What Should Be the Rule?

I suppose I’d be ok saying airfare is just like everything else and ought to be subject to the same common law rules and Federal Trade Commission regulations as hotel prices or vacuum cleaners.

However the DOT has the power to regulate here and says they want to promulgate a new rule. Their decision not to enforce existing rules creates too much uncertainty, and Delta and Virgin Australia waiting over a week to cancel tickets is unacceptable — when the same mistake on the part of consumers would be subject to fees and a refusal to refund. Given that I do think we can come up with a reasonable and clear approach.

In order not to honor a mistake fare, a think a policy could make sense like:

  • An airline should have to certify that they’ve made a mistake. A submission to the DOT certifying under penalty of perjury that the fare in question was indeed an error.

  • The error must be obvious and egregious. If an airfare is an 80% or 90% discount from the lowest paid fare (inclusive of all fees and surcharges) sold on the route in the previous 30 days, and it wasn’t offered intentionally, it seems reasonable to accept that it was an error.

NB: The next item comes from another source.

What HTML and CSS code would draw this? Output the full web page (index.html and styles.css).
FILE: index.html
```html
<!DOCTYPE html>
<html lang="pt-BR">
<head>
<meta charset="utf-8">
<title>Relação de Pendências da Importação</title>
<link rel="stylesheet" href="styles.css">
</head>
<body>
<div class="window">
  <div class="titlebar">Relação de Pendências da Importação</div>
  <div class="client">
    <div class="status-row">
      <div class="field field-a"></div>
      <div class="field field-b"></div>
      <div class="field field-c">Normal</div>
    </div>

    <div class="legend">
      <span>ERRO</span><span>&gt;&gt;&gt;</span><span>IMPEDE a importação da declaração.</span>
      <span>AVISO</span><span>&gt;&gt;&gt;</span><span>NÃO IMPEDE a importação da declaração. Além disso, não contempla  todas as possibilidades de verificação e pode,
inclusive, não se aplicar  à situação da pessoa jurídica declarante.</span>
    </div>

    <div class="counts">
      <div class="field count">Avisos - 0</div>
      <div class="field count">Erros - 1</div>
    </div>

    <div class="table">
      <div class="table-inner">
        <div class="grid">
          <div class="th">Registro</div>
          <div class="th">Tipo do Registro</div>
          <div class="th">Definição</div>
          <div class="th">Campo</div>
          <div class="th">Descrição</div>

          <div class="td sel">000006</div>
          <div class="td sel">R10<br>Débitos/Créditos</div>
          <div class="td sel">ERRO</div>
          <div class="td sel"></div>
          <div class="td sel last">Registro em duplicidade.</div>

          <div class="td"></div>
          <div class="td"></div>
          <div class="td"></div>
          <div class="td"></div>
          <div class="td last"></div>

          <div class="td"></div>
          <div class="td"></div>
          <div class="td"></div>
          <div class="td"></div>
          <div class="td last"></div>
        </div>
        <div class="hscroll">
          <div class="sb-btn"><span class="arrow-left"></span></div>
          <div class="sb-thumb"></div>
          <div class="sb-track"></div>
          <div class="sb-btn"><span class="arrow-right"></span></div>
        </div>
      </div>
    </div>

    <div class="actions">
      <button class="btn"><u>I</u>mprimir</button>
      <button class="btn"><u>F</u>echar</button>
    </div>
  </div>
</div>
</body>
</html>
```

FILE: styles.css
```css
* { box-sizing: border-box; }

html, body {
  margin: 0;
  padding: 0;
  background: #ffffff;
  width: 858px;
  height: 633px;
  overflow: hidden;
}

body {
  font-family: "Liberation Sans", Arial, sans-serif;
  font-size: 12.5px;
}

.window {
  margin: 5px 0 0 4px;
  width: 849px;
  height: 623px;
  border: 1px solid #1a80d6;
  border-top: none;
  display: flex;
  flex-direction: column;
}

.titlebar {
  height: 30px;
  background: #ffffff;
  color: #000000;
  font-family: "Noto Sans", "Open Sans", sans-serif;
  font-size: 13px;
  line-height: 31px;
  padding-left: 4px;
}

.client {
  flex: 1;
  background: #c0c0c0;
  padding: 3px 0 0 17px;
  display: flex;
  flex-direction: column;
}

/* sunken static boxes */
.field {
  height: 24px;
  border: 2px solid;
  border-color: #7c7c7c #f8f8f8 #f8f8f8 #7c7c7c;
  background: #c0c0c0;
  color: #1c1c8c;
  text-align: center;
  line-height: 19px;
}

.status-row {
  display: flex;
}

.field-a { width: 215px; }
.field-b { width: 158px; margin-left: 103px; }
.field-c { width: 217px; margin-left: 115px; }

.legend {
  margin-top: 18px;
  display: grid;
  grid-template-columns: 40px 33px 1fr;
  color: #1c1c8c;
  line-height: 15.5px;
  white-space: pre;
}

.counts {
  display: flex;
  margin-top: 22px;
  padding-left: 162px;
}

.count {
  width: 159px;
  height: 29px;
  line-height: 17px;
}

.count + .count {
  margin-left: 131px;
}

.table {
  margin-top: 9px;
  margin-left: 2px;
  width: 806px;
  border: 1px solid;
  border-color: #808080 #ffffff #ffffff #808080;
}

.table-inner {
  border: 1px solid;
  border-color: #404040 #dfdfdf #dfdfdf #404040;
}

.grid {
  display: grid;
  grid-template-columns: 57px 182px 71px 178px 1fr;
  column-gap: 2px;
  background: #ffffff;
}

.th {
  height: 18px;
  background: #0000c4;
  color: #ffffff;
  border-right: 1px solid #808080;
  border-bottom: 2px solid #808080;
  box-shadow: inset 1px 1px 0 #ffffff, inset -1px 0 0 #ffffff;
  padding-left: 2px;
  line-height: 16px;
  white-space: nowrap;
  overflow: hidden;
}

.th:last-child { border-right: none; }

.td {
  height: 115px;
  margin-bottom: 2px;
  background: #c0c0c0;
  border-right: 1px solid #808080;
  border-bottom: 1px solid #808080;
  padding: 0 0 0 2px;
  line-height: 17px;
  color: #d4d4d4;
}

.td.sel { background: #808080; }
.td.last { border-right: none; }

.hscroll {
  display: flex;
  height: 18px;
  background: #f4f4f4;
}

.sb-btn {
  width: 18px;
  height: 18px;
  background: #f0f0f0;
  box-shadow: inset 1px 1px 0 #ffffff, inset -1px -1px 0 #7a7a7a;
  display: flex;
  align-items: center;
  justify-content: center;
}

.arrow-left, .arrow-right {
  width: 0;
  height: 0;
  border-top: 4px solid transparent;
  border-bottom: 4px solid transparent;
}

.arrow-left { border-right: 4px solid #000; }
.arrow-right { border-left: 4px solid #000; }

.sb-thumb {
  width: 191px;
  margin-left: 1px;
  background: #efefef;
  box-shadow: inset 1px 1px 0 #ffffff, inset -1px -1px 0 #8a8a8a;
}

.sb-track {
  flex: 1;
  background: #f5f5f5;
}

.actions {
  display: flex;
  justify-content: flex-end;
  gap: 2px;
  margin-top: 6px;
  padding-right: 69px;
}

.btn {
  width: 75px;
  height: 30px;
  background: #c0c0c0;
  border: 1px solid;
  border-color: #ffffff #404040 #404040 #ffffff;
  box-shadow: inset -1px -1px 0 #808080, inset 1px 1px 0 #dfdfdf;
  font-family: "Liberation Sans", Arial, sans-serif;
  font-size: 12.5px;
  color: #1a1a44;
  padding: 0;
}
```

  • The submission has to be made in a timely manner. Customers generally have the right under current DOT rules to put airfare on hold for 24 hours, or to cancel within 24 hours of ticketing. It seems like airlines should be able to cancel a mistake within 24 hours.

  • They should communicate clearly with customers. Individually contact customers within 24 hours of purchase indicating that they’ve submitted to the DOT that the tickets in question were a mistake and won’t be honored.

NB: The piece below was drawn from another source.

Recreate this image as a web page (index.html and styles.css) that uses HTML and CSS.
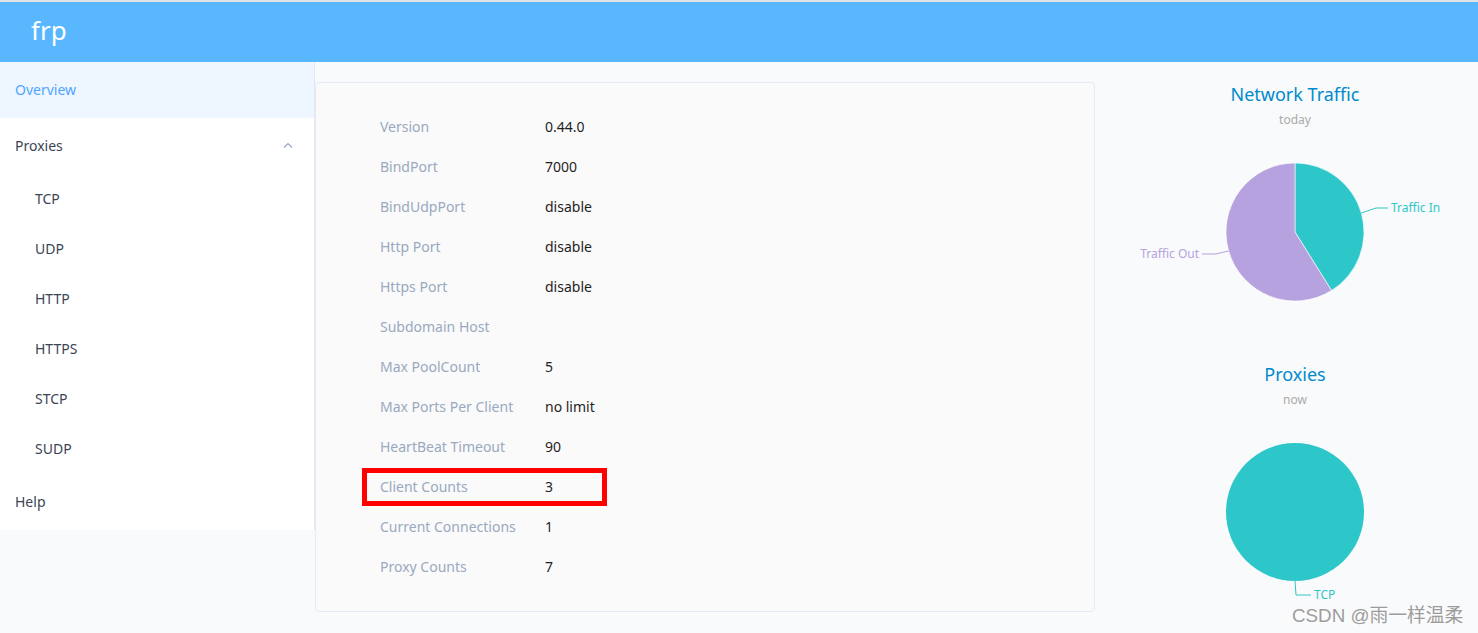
FILE: index.html
```html
<!DOCTYPE html>
<html>
<head>
  <title>frp</title>
  <link rel="stylesheet" href="styles.css">
</head>
<body>
  <div class="header">
    <span class="brand">frp</span>
  </div>
  <div class="layout">
    <ul class="menu">
      <li class="menu-item active">Overview</li>
      <li class="menu-item submenu-title">Proxies
        <svg class="arrow" width="10" height="6" viewBox="0 0 10 6"><path d="M1 5.5 L5 1.5 L9 5.5" fill="none" stroke="#97a8be" stroke-width="1.2"/></svg>
      </li>
      <li class="sub-item">TCP</li>
      <li class="sub-item">UDP</li>
      <li class="sub-item">HTTP</li>
      <li class="sub-item">HTTPS</li>
      <li class="sub-item">STCP</li>
      <li class="sub-item">SUDP</li>
      <li class="menu-item">Help</li>
    </ul>

    <div class="main">
      <div class="card">
        <div class="row"><span class="label">Version</span><span class="value">0.44.0</span></div>
        <div class="row"><span class="label">BindPort</span><span class="value">7000</span></div>
        <div class="row"><span class="label">BindUdpPort</span><span class="value">disable</span></div>
        <div class="row"><span class="label">Http Port</span><span class="value">disable</span></div>
        <div class="row"><span class="label">Https Port</span><span class="value">disable</span></div>
        <div class="row"><span class="label">Subdomain Host</span><span class="value"></span></div>
        <div class="row"><span class="label">Max PoolCount</span><span class="value">5</span></div>
        <div class="row"><span class="label">Max Ports Per Client</span><span class="value">no limit</span></div>
        <div class="row"><span class="label">HeartBeat Timeout</span><span class="value">90</span></div>
        <div class="row marked"><span class="label">Client Counts</span><span class="value">3</span></div>
        <div class="row"><span class="label">Current Connections</span><span class="value">1</span></div>
        <div class="row"><span class="label">Proxy Counts</span><span class="value">7</span></div>
      </div>

      <div class="charts">
        <div class="chart">
          <div class="chart-title">Network Traffic</div>
          <div class="chart-sub">today</div>
          <svg class="pie" width="370" height="232" viewBox="0 0 370 232">
            <path d="M185 104 L185 35 A69 69 0 0 1 221.56 162.52 Z" fill="#2ec7c9" stroke="#fff" stroke-width="0.6"/>
            <path d="M185 104 L221.56 162.52 A69 69 0 1 1 185 35 Z" fill="#b6a2de" stroke="#fff" stroke-width="0.6"/>
            <polyline points="251.3,85 266,80 278,80" fill="none" stroke="#2ec7c9" stroke-width="1"/>
            <text x="281" y="84" class="pie-label" fill="#2ec7c9">Traffic In</text>
            <polyline points="118.7,123 106,126 92,126" fill="none" stroke="#b6a2de" stroke-width="1"/>
            <text x="89" y="130" class="pie-label" fill="#b6a2de" text-anchor="end">Traffic Out</text>
          </svg>
        </div>
        <div class="chart">
          <div class="chart-title">Proxies</div>
          <div class="chart-sub">now</div>
          <svg class="pie" width="370" height="232" viewBox="0 0 370 232">
            <circle cx="185" cy="104" r="69" fill="#2ec7c9"/>
            <polyline points="185,173 186,187 201,187" fill="none" stroke="#2ec7c9" stroke-width="1"/>
            <text x="204" y="191" class="pie-label" fill="#2ec7c9">TCP</text>
          </svg>
        </div>
      </div>
    </div>
  </div>
  <div class="watermark">CSDN @雨一样温柔</div>
</body>
</html>
```

FILE: styles.css
```css
body {
  margin: 0;
  font-family: "Noto Sans", "Noto Sans CJK SC", sans-serif;
  font-size: 14px;
  background-color: #f9fafb;
  overflow: hidden;
}

.header {
  height: 60px;
  border-top: 2px solid #dfe3e8;
  background-color: #58b7ff;
  display: flex;
  align-items: center;
  padding-left: 31px;
}

.brand {
  color: #fff;
  font-size: 26px;
  line-height: 1;
  margin-top: -4px;
}

.layout {
  display: flex;
  align-items: flex-start;
}

.menu {
  list-style: none;
  margin: 0;
  padding: 0;
  width: 314px;
  flex-shrink: 0;
  background-color: #fff;
  border-right: 1px solid #e4e7ee;
}

.menu-item {
  height: 56px;
  line-height: 56px;
  padding-left: 15px;
  color: #3b4556;
  position: relative;
}

.menu-item.active {
  background-color: #eef6ff;
  color: #4ea5ff;
}

.arrow {
  position: absolute;
  right: 21px;
  top: 24px;
}

.sub-item {
  height: 50px;
  line-height: 50px;
  padding-left: 35px;
  color: #3b4556;
}

.main {
  display: flex;
  align-items: flex-start;
  flex: 1;
}

.card {
  width: 714px;
  margin-top: 20px;
  padding: 23px 0 25px 64px;
  background-color: #fafafa;
  border: 1px solid #e6eaf2;
  border-radius: 4px;
}

.row {
  height: 40px;
  display: flex;
  align-items: center;
  position: relative;
}

.label {
  width: 165px;
  color: #99a9bf;
}

.value {
  color: #1f1f1f;
}

.marked::after {
  content: "";
  position: absolute;
  left: -18px;
  top: 2px;
  width: 235px;
  height: 28px;
  border: 5px solid #ff0000;
}

.charts {
  width: 370px;
  margin-left: 15px;
  padding-top: 18px;
}

.chart {
  text-align: center;
}

.chart-title {
  font-size: 18px;
  line-height: 28px;
  color: #008acd;
}

.chart-sub {
  font-size: 12px;
  line-height: 16px;
  margin-top: 4px;
  color: #aaa;
}

.pie {
  display: block;
}

.pie-label {
  font-size: 12px;
  font-family: "Noto Sans", sans-serif;
}

.watermark {
  position: absolute;
  left: 1292px;
  top: 600px;
  font-size: 18.8px;
  color: #9c9c9c;
  text-shadow: 1px 1px 0 rgba(255, 255, 255, 0.7);
  font-family: "Liberation Sans", "Noto Sans CJK SC", sans-serif;
}
```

Put another way, airlines should have to live under rules similar to consumers. They shouldn’t be able to decide not to honor a ticket just because they think they can sell a seat for more money the way Hilton allows some hotels to do. They should stand behind their sales except in the event of a genuine mistake, and then they should identify and notify customers promptly. Not after a week.

Shame on Virgin Australia, shame on Delta, and shame on the DOT.